CHICAGO – Hundreds of teachers, parents and other opponents marched through downtown Wednesday to protest a plan to close 54 Chicago Public Schools as Mayor Rahm Emanuel said he's done negotiating and is moving on to the "implementation" phase.
Emanuel and schools chief Barbara Byrd-Bennett say the nation's third-largest district must close dozens of schools because CPS faces a $1 billion budget shortfall and has too many schools that are half-empty and failing academically.
Chicago Teachers Union President Karen Lewis and civil rights leader the Rev. Jesse Jackson rallied with protesters who carried signs and chanted, "Whose schools? Our schools."
Lewis called the closings "injustices" and said closing the schools isn't a done deal. Lawsuits are planned, she said.
"There are many ways that you can show that this is not over," she told the protesters, whose march filled the street and stretched a full city block. "On the first day of school you show up at your real school. Don't let these people take your school."
Retired teacher Gloria Warner, 62, has two grandchildren who attend Chicago Public Schools. She sat in the street, arm-in-arm with other protesters.
"We need the mayor and CPS to invest in our schools, not take them away," she said. "We need our schools for the safety of our children."
CPS and the mayor say the closings will save the district $560 million over 10 years in capital costs and an additional $43 million per year in operating costs. About 30,000 students – almost all of them in Kindergarten to eighth grade – would be affected.
A group of Chicago ministers also went to City Hall on Wednesday to deliver a letter asking Emanuel to halt the plan.

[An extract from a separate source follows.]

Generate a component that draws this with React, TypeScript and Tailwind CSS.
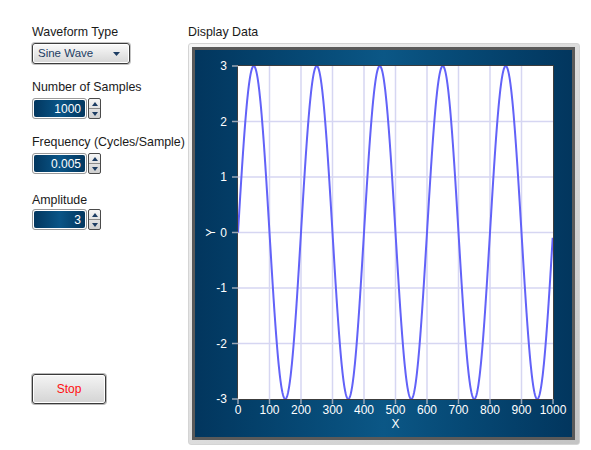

At a press conference on an unrelated topic Wednesday, the mayor said he and Byrd-Bennett already are working out how to carry through on a pledge that every child who is moved ends up at a higher quality school. He said the closings already have been delayed too long.
"Keeping open a school that is falling short year-in and year-out means we haven't done what we are responsible for; not what our parents did for us and what we owe every child in the city of Chicago," Emanuel said.
Critics say the closings disproportionately affect minority neighborhoods and will uproot kids who need a stable and familiar environment in which to learn. They also worry that students will have to cross gang lines to get to a new school, and that the vacated buildings will be blight on already struggling communities.
They will get another chance to argue their case at a series of public meetings that will be scheduled in coming weeks, though the Chicago Board of Education – whose members are all appointed by Emanuel – is expected to approve the plan in late May.
The closings would take effect beginning with the start of the 2013-2014 school year.